Levi Strauss CEO Chip Bergh said Thursday the jeans maker is shopping for more space as commercial rental vacancies are up.
The San Francisco-based company wants to add to its 40 stores and 200 outlet locations in the U.S. in order to boost its direct-to-customer operations, the executive said.
“That represents a huge opportunity especially with the, you know, the commercial real estate tsunami that is happening right now,” Bergh told CNBC’s Jim Cramer in a “Mad Money” interview. Vacancy rates at regional malls rose to a record 11.4% in the first quarter, up from 10.5% in the fourth quarter, according to data from Moody’s Analytics.

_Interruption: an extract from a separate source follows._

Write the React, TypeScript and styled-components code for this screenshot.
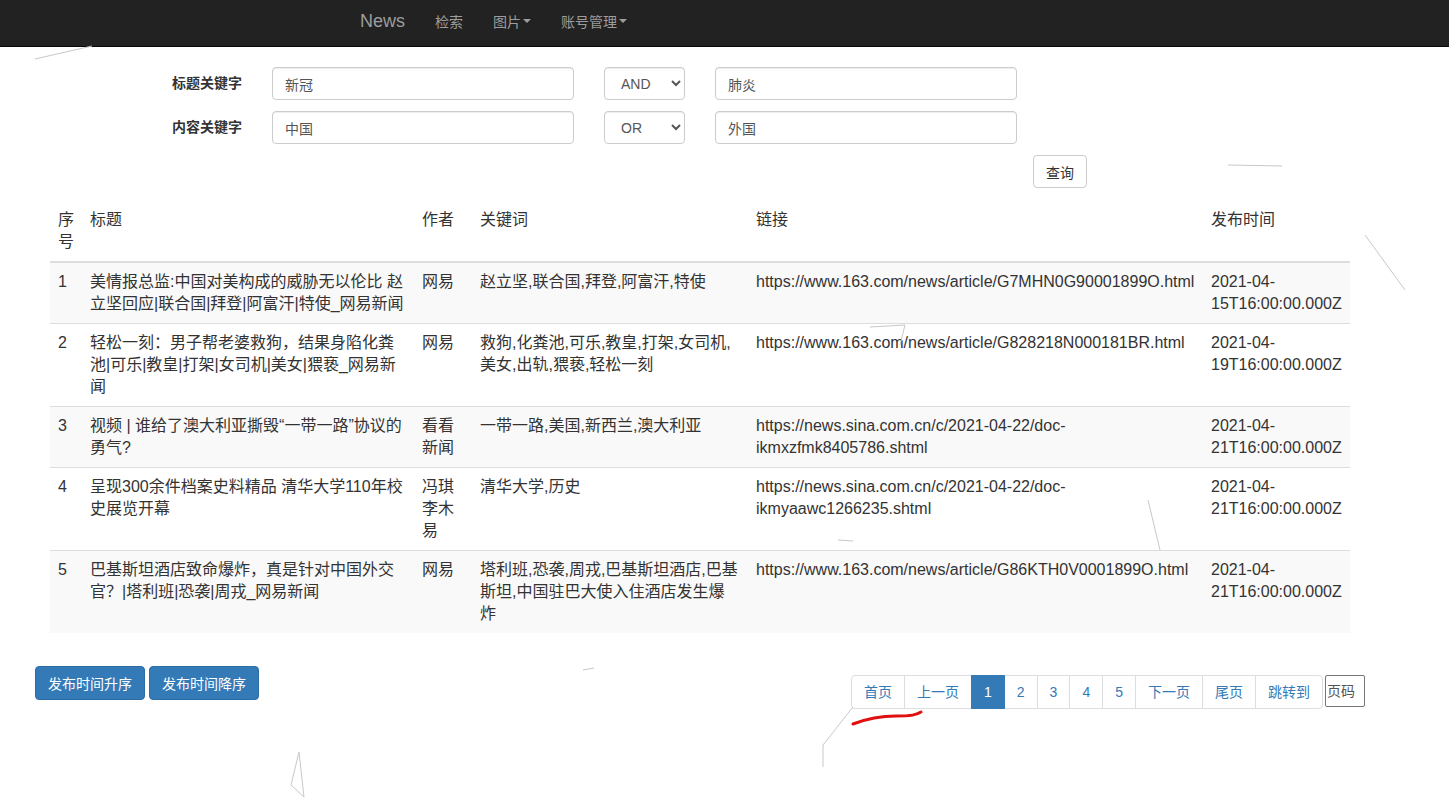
import React from 'react';
import styled, { createGlobalStyle } from 'styled-components';

const GlobalStyle = createGlobalStyle`
  html, body {
    margin: 0;
    padding: 0;
    background: #fff;
  }
  body {
    font-family: "Liberation Sans", "Noto Sans CJK SC", Arial, sans-serif;
    font-size: 14px;
    color: #333;
  }
  * { box-sizing: border-box; }
`;

const Page = styled.div`
  position: relative;
  width: 1449px;
  min-height: 808px;
  overflow: hidden;
`;

const Navbar = styled.nav`
  height: 47px;
  background: #222;
  border-bottom: 1px solid #080808;
  display: flex;
  align-items: center;
  padding-left: 345px;
  padding-bottom: 4px;
`;

const Brand = styled.a`
  color: #9d9d9d;
  font-size: 18px;
  padding: 0 15px;
  text-decoration: none;
`;

const NavLink = styled.a`
  color: #9d9d9d;
  font-size: 14px;
  padding: 0 15px;
  text-decoration: none;
  display: flex;
  align-items: center;
`;

const Caret = styled.span`
  display: inline-block;
  width: 0;
  height: 0;
  margin-left: 2px;
  border-top: 4px solid #9d9d9d;
  border-left: 4px solid transparent;
  border-right: 4px solid transparent;
`;

const SearchForm = styled.form`
  margin-top: 20px;
  display: grid;
  grid-template-columns: 242px 302px 81px 302px;
  column-gap: 30px;
  row-gap: 11px;
`;

const Label = styled.label`
  text-align: right;
  font-weight: 700;
  font-size: 14px;
  line-height: 33px;
  color: #333;
`;

const TextInput = styled.input`
  height: 33px;
  padding: 6px 12px;
  font-size: 14px;
  font-family: inherit;
  color: #555;
  background: #fff;
  border: 1px solid #ccc;
  border-radius: 4px;
  box-shadow: inset 0 1px 1px rgba(0, 0, 0, 0.075);
  outline: none;
`;

const Select = styled.select`
  height: 33px;
  padding: 0 8px 0 12px;
  font-size: 14px;
  font-family: inherit;
  color: #555;
  background: #fff;
  border: 1px solid #ccc;
  border-radius: 4px;
  box-shadow: inset 0 1px 1px rgba(0, 0, 0, 0.075);
`;

const QueryRow = styled.div`
  grid-column: 1 / -1;
  display: flex;
  padding-left: 1033px;
`;

const DefaultButton = styled.button`
  flex-shrink: 0;
  height: 33px;
  padding: 0 12px;
  font-size: 14px;
  font-family: inherit;
  white-space: nowrap;
  color: #333;
  background: #fff;
  border: 1px solid #ccc;
  border-radius: 4px;
`;

const Table = styled.table`
  margin: 13px 0 0 50px;
  width: 1300px;
  table-layout: fixed;
  border-collapse: collapse;
  border-spacing: 0;
  font-size: 16px;
  line-height: 22px;
`;

const Col = styled.col<{ $w: number }>`
  width: ${(p) => p.$w}px;
`;

const Th = styled.th`
  text-align: left;
  vertical-align: top;
  font-weight: 400;
  padding: 8px;
  border-bottom: 2px solid #ddd;
`;

const Tr = styled.tr<{ $striped: boolean }>`
  background: ${(p) => (p.$striped ? '#f9f9f9' : 'transparent')};
`;

const Td = styled.td`
  vertical-align: top;
  padding: 8px;
  border-top: 1px solid #ddd;
  overflow: visible;
  white-space: normal;
`;

const BottomBar = styled.div`
  display: flex;
  align-items: flex-start;
  justify-content: space-between;
  padding: 33px 84px 0 35px;
`;

const SortGroup = styled.div`
  display: flex;
  gap: 4px;
`;

const PrimaryButton = styled.button`
  height: 34px;
  padding: 0 12px;
  font-size: 14px;
  font-family: inherit;
  color: #fff;
  background: #337ab7;
  border: 1px solid #2e6da4;
  border-radius: 4px;
`;

const Pager = styled.div`
  margin-top: 9px;
  display: flex;
  align-items: flex-start;
`;

const PageList = styled.ul`
  display: flex;
  list-style: none;
  margin: 0;
  padding: 0;
`;

const PageItem = styled.li<{ $active?: boolean; $first?: boolean; $last?: boolean }>`
  height: 34px;
  line-height: 32px;
  padding: 0 12px;
  margin-left: ${(p) => (p.$first ? '0' : '-1px')};
  font-size: 14px;
  color: ${(p) => (p.$active ? '#fff' : '#337ab7')};
  background: ${(p) => (p.$active ? '#337ab7' : '#fff')};
  border: 1px solid ${(p) => (p.$active ? '#337ab7' : '#ddd')};
  border-radius: ${(p) => (p.$first ? '4px 0 0 4px' : p.$last ? '0 4px 4px 0' : '0')};
  position: ${(p) => (p.$active ? 'relative' : 'static')};
`;

const PageInput = styled.input`
  margin-left: 2px;
  width: 40px;
  height: 32px;
  padding: 0 1px;
  font-size: 14px;
  font-family: inherit;
  border: 1px solid #767676;
  border-radius: 2px;
  outline: none;
  &::placeholder {
    color: #555;
  }
`;

const Overlay = styled.svg`
  position: absolute;
  left: 0;
  top: 0;
  pointer-events: none;
`;

const rows = [
  {
    id: 1,
    title: '美情报总监:中国对美构成的威胁无以伦比 赵立坚回应|联合国|拜登|阿富汗|特使_网易新闻',
    author: '网易',
    keywords: '赵立坚,联合国,拜登,阿富汗,特使',
    link: 'https://www.163.com/news/article/G7MHN0G90001899O.html',
    time: '2021-04-15T16:00:00.000Z',
  },
  {
    id: 2,
    title: '轻松一刻：男子帮老婆救狗，结果身陷化粪池|可乐|教皇|打架|女司机|美女|猥亵_网易新闻',
    author: '网易',
    keywords: '救狗,化粪池,可乐,教皇,打架,女司机,美女,出轨,猥亵,轻松一刻',
    link: 'https://www.163.com/news/article/G828218N000181BR.html',
    time: '2021-04-19T16:00:00.000Z',
  },
  {
    id: 3,
    title: '视频 | 谁给了澳大利亚撕毁“一带一路”协议的勇气?',
    author: '看看新闻',
    keywords: '一带一路,美国,新西兰,澳大利亚',
    link: 'https://news.sina.com.cn/c/2021-04-22/doc-ikmxzfmk8405786.shtml',
    time: '2021-04-21T16:00:00.000Z',
  },
  {
    id: 4,
    title: '呈现300余件档案史料精品 清华大学110年校史展览开幕',
    author: '冯琪李木易',
    keywords: '清华大学,历史',
    link: 'https://news.sina.com.cn/c/2021-04-22/doc-ikmyaawc1266235.shtml',
    time: '2021-04-21T16:00:00.000Z',
  },
  {
    id: 5,
    title: '巴基斯坦酒店致命爆炸，真是针对中国外交官？|塔利班|恐袭|周戎_网易新闻',
    author: '网易',
    keywords: '塔利班,恐袭,周戎,巴基斯坦酒店,巴基斯坦,中国驻巴大使入住酒店发生爆炸',
    link: 'https://www.163.com/news/article/G86KTH0V0001899O.html',
    time: '2021-04-21T16:00:00.000Z',
  },
];

const pages = ['首页', '上一页', '1', '2', '3', '4', '5', '下一页', '尾页', '跳转到'];

// faint lines from the particle background
const strands: [number, number, number, number][] = [
  [35, 59, 92, 46],
  [1228, 165, 1282, 166],
  [1365, 235, 1405, 290],
  [905, 325, 870, 327],
  [905, 325, 900, 345],
  [838, 540, 853, 541],
  [1148, 500, 1160, 550],
  [299, 752, 304, 797],
  [299, 752, 291, 785],
  [291, 785, 304, 797],
  [853, 707, 823, 745],
  [823, 745, 823, 767],
  [583, 670, 594, 668],
];

export default function App() {
  return (
    <Page>
      <GlobalStyle />
      <Navbar>
        <Brand>News</Brand>
        <NavLink>检索</NavLink>
        <NavLink>
          图片<Caret />
        </NavLink>
        <NavLink>
          账号管理<Caret />
        </NavLink>
      </Navbar>

      <SearchForm onSubmit={(e) => e.preventDefault()}>
        <Label>标题关键字</Label>
        <TextInput defaultValue="新冠" />
        <Select defaultValue="AND">
          <option>AND</option>
          <option>OR</option>
        </Select>
        <TextInput defaultValue="肺炎" />

        <Label>内容关键字</Label>
        <TextInput defaultValue="中国" />
        <Select defaultValue="OR">
          <option>AND</option>
          <option>OR</option>
        </Select>
        <TextInput defaultValue="外国" />

        <QueryRow>
          <DefaultButton type="submit">查询</DefaultButton>
        </QueryRow>
      </SearchForm>

      <Table>
        <colgroup>
          <Col $w={32} />
          <Col $w={332} />
          <Col $w={58} />
          <Col $w={276} />
          <Col $w={455} />
          <Col $w={147} />
        </colgroup>
        <thead>
          <tr>
            <Th>序号</Th>
            <Th>标题</Th>
            <Th>作者</Th>
            <Th>关键词</Th>
            <Th>链接</Th>
            <Th>发布时间</Th>
          </tr>
        </thead>
        <tbody>
          {rows.map((r, i) => (
            <Tr key={r.id} $striped={i % 2 === 0}>
              <Td>{r.id}</Td>
              <Td>{r.title}</Td>
              <Td>{r.author}</Td>
              <Td>{r.keywords}</Td>
              <Td>{r.link}</Td>
              <Td>{r.time}</Td>
            </Tr>
          ))}
        </tbody>
      </Table>

      <BottomBar>
        <SortGroup>
          <PrimaryButton>发布时间升序</PrimaryButton>
          <PrimaryButton>发布时间降序</PrimaryButton>
        </SortGroup>
        <Pager>
          <PageList>
            {pages.map((p, i) => (
              <PageItem
                key={p}
                $active={p === '1'}
                $first={i === 0}
                $last={i === pages.length - 1}
              >
                {p}
              </PageItem>
            ))}
          </PageList>
          <PageInput placeholder="页码" />
        </Pager>
      </BottomBar>

      <Overlay width="1449" height="808" viewBox="0 0 1449 808">
        {strands.map(([x1, y1, x2, y2], i) => (
          <line key={i} x1={x1} y1={y1} x2={x2} y2={y2} stroke="#c8c8c8" strokeWidth="1" />
        ))}
        <path
          d="M853 724 C 866 719, 880 716, 896 716 S 916 715, 921 712"
          fill="none"
          stroke="#e01010"
          strokeWidth="3"
          strokeLinecap="round"
        />
      </Overlay>
    </Page>
  );
}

“It gives us an opportunity to secure great locations at great leases and we’re capitalizing on that,” he said.
Direct-to-consumer sales accounted for about 40% of Levi’s total revenue last year, the company said in February. For this year, Levi wants those sales to make up 60% of total revenue.
Part of its new store roll out is what the company calls NextGen Stores. These are designed to be smaller, as little as 2,500 square feet, and equipped with machine learning to help with inventory, Bergh said.
“These really do represent significant opportunities and we’ve declared we’re going to be DTC-led going forward,” he said. “It’s really critical to us, gross margin accretive and we’re successful at it.”
Levi’s direct-to-consumer strategy includes its mainline and outlet stores, online operations and department stores it partners with. Sales in the category dropped 26% last quarter, losses it blamed on less foot traffic in its stores.